Concordo totalmente com O Globo. Para ilustrar o ativismo político que rende manchetes para a cúpula do Judiciário, eu citaria ainda o fato de Luiz Fux, como presidente do CNJ, ter criado um “grupo de trabalho” do qual faziam parte o ator Wagner Moura e o fotógrafo Sebastião Salgado, para acompanhar as buscas pelo indigenista e pelo jornalista brutalmente assassinados. Como se isso tivesse o poder de acelerá-las — ou algum cabimento. Mas entendo os limites do jornal carioca da gema. O que importa aqui é Gilmar Mendes ter sido apontado como a voz da sensatez sobre o STF não poder se comportar como partido de oposição ao governo. E, pelo jeito, a voz começa a ser ouvida: Alexandre de Moraes reuniu-se a portas fechadas com Jair Bolsonaro, no jantar oferecido por Arthur Lira ao decano do tribunal. Talvez seja preciso apenas que Gilmar Mendes aconselhe Jair Bolsonaro a não ser oposição a si próprio.
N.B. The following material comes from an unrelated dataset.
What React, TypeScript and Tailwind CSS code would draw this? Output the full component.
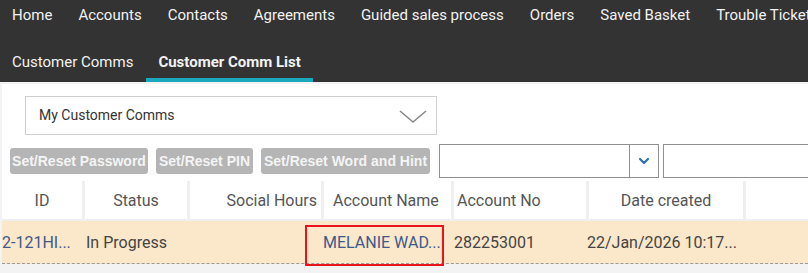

Diante das evidências, já deveria estar claro para todo mundo que Gilmar Mendes é o homem mais poderoso do Brasil. Os partidos são dele. Todos. O governo é dele. Todo. Os poderes são dele. Todos. Gilmar Mendes é a situação, não importa quem ocupe o Palácio do Planalto, as presidências do Senado e da Câmara ou a presidência do STF. Qualquer resistência ao ministro é inútil. Ele é um forte em território de fracos. Atacar Gilmar Mendes é como querer trocar o darwinismo pelo criacionismo. Na nossa selva selvaggia, ele é o topo da cadeia alimentar a quem devemos temer e ouvir. Não existe nada mais sensato a fazer.